§ Problem statement:
In the data below, find every line with the string "full" and pull it out.

§ Data:
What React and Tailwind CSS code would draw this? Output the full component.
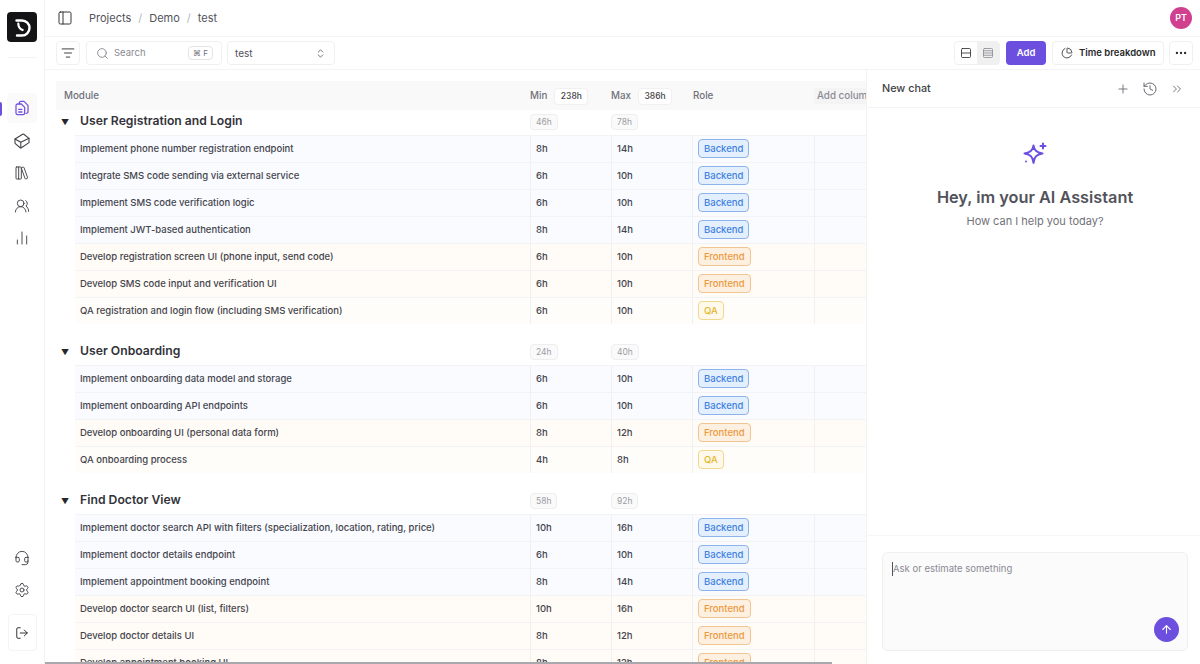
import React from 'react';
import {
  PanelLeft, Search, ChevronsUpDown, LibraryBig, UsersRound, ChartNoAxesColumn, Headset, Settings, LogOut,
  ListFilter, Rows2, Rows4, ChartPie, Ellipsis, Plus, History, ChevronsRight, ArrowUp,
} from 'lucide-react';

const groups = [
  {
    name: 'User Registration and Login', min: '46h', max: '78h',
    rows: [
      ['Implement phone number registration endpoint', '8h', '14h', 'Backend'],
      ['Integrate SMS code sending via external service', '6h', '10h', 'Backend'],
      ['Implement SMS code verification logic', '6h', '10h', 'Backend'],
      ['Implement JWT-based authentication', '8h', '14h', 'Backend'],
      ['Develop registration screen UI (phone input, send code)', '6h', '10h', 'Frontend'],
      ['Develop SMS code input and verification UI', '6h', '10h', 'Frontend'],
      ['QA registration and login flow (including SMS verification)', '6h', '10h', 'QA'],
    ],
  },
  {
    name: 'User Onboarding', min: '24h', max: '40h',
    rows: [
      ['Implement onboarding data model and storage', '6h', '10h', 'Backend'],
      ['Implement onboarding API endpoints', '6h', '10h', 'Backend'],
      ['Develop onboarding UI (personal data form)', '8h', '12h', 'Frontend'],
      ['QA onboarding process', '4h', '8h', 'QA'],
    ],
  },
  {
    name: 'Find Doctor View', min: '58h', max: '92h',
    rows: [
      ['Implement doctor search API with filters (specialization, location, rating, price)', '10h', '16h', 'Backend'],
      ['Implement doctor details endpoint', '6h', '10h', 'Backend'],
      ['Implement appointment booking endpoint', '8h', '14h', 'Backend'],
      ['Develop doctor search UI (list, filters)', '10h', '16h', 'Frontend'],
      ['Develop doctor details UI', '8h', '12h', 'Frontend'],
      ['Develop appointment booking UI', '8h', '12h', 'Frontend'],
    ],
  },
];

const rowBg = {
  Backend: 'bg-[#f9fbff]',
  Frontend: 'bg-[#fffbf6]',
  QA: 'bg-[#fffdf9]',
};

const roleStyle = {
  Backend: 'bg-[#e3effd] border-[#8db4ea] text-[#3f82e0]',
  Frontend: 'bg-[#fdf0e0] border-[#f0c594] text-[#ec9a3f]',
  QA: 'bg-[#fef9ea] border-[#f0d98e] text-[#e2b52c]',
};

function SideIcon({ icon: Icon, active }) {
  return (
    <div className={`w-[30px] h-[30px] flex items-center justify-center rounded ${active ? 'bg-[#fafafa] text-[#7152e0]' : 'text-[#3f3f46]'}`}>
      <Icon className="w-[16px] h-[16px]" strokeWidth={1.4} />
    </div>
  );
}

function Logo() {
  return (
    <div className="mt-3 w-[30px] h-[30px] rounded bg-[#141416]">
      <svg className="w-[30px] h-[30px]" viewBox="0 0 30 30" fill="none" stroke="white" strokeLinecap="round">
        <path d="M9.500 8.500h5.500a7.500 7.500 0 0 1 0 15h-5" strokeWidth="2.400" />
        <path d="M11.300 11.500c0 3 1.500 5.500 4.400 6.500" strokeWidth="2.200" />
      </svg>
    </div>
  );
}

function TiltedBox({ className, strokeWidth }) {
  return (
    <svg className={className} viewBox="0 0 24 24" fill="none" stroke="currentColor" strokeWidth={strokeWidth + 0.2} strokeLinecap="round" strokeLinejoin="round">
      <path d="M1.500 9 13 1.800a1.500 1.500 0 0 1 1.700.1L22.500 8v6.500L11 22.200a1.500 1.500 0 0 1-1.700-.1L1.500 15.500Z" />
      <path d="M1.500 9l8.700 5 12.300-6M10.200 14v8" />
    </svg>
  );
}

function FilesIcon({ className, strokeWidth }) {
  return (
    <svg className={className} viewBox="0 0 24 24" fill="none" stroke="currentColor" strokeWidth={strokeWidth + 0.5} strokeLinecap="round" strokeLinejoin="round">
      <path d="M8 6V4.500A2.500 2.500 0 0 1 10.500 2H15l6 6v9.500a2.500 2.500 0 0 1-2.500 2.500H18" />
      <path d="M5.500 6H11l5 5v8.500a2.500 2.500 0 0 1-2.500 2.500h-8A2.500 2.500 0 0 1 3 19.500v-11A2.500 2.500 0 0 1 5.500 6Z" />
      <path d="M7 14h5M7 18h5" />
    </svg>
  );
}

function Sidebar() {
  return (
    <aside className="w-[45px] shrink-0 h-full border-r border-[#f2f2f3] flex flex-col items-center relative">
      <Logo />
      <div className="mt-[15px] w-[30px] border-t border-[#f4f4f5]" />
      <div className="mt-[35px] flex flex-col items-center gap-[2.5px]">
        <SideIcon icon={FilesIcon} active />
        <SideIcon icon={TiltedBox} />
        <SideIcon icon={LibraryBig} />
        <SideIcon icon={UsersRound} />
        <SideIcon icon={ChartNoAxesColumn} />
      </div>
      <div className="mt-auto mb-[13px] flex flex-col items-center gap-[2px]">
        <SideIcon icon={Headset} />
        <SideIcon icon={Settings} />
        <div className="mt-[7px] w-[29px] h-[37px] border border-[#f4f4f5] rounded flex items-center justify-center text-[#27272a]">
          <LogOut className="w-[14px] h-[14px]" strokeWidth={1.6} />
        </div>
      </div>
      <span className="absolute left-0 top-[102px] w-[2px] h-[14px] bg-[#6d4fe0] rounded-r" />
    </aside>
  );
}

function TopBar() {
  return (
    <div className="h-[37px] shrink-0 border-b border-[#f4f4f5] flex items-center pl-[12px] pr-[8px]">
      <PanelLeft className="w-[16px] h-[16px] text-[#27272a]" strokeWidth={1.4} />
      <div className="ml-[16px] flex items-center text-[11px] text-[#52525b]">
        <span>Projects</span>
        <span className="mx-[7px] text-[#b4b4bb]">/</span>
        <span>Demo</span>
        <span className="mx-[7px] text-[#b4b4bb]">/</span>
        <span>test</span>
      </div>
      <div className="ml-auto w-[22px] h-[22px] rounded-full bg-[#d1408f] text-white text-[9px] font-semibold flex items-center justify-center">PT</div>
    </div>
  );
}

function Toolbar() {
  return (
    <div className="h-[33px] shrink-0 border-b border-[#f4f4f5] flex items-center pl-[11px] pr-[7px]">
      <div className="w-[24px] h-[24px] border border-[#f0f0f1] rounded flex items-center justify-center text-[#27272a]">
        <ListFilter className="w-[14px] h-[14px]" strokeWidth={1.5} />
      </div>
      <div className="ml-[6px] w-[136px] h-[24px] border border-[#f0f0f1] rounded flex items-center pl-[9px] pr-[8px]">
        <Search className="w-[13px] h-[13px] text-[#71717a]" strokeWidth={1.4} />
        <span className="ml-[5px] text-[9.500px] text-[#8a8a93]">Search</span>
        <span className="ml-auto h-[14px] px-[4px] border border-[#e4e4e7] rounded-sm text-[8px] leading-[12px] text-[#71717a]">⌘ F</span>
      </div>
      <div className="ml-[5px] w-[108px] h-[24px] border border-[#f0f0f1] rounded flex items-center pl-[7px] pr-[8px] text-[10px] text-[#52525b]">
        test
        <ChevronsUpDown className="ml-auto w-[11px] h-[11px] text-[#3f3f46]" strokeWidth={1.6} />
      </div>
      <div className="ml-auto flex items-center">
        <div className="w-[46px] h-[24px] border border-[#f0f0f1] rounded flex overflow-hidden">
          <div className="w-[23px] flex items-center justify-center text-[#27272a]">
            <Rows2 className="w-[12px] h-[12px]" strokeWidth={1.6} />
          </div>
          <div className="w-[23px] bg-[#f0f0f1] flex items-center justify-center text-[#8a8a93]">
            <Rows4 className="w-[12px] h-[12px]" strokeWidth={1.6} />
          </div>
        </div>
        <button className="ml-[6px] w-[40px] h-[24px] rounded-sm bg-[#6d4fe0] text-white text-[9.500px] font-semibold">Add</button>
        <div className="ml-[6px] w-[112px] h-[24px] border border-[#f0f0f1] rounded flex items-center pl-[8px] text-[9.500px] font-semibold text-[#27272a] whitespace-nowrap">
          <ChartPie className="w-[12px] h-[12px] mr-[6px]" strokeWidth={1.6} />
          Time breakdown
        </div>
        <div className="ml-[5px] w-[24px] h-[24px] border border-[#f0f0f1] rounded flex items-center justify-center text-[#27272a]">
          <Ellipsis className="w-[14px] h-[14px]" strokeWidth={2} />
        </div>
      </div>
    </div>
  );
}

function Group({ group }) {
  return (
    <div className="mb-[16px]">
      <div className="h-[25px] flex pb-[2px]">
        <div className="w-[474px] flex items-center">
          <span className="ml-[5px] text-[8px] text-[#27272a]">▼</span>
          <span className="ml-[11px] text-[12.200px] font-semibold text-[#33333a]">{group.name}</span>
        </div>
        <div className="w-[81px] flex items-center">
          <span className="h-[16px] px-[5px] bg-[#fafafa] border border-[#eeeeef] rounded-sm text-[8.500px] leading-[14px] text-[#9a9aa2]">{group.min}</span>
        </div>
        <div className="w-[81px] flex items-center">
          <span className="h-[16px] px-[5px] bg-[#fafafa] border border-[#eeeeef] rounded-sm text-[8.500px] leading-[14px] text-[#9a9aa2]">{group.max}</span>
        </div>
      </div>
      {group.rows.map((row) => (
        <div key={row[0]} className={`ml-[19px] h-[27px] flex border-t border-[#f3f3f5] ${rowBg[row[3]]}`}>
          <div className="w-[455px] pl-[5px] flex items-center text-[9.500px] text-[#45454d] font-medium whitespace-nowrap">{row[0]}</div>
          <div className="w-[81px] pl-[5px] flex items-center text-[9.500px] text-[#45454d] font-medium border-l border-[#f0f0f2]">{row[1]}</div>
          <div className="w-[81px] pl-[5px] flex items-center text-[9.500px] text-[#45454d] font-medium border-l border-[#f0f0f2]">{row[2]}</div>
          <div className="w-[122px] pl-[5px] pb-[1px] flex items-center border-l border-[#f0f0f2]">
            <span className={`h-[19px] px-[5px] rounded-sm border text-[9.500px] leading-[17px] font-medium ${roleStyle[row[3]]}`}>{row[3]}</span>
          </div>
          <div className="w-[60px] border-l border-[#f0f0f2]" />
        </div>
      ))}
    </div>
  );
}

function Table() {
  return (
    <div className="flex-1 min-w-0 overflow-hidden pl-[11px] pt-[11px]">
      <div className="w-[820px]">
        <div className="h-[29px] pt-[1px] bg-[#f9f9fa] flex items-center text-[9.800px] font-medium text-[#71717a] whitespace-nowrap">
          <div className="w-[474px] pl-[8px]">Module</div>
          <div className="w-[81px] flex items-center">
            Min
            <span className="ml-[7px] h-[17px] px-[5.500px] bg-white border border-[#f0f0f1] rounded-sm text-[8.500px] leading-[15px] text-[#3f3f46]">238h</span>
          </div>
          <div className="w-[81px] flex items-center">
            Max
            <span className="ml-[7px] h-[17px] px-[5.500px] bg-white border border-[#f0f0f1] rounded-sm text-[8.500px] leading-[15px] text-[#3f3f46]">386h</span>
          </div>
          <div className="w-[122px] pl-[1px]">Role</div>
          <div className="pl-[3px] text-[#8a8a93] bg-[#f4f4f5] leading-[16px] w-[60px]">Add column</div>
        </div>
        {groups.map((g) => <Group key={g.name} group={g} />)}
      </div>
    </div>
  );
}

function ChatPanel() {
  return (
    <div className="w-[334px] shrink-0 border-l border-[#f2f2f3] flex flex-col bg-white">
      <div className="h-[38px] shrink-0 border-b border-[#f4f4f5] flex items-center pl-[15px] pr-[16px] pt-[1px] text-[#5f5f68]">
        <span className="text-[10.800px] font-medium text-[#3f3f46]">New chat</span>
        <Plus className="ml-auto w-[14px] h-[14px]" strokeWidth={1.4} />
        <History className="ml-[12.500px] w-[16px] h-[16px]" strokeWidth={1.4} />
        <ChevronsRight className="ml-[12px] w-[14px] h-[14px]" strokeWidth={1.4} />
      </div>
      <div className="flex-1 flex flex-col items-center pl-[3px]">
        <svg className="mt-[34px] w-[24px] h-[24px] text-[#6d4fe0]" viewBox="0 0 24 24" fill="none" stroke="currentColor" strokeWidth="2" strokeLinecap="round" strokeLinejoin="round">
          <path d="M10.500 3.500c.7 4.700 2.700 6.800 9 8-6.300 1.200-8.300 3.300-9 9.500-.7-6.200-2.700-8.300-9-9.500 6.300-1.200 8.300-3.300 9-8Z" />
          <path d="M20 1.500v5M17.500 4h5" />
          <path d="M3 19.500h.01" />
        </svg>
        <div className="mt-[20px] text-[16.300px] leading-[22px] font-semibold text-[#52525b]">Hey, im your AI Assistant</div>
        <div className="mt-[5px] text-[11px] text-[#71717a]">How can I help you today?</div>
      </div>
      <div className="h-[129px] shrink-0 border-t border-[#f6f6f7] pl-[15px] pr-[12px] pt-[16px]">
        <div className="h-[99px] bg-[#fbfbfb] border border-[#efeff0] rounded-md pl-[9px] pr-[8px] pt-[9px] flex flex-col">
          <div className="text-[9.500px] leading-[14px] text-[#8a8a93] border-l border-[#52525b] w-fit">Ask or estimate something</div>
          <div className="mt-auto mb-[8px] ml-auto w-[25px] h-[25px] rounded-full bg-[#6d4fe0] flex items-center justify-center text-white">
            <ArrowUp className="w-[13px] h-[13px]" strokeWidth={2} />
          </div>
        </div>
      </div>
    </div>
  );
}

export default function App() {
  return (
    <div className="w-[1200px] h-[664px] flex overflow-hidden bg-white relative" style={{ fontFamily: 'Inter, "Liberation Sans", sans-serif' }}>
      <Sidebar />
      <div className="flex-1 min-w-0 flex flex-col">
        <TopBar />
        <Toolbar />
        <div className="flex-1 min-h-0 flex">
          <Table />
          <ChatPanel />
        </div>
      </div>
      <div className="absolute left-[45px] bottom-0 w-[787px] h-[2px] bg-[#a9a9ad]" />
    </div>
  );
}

§ Reply to the exercise:
What React and Tailwind CSS code would draw this? Output the full component.
    <aside className="w-[45px] shrink-0 h-full border-r border-[#f2f2f3] flex flex-col items-center relative">
      <div className="ml-auto w-[22px] h-[22px] rounded-full bg-[#d1408f] text-white text-[9px] font-semibold flex items-center justify-center">PT</div>
          <div className="mt-auto mb-[8px] ml-auto w-[25px] h-[25px] rounded-full bg-[#6d4fe0] flex items-center justify-center text-white">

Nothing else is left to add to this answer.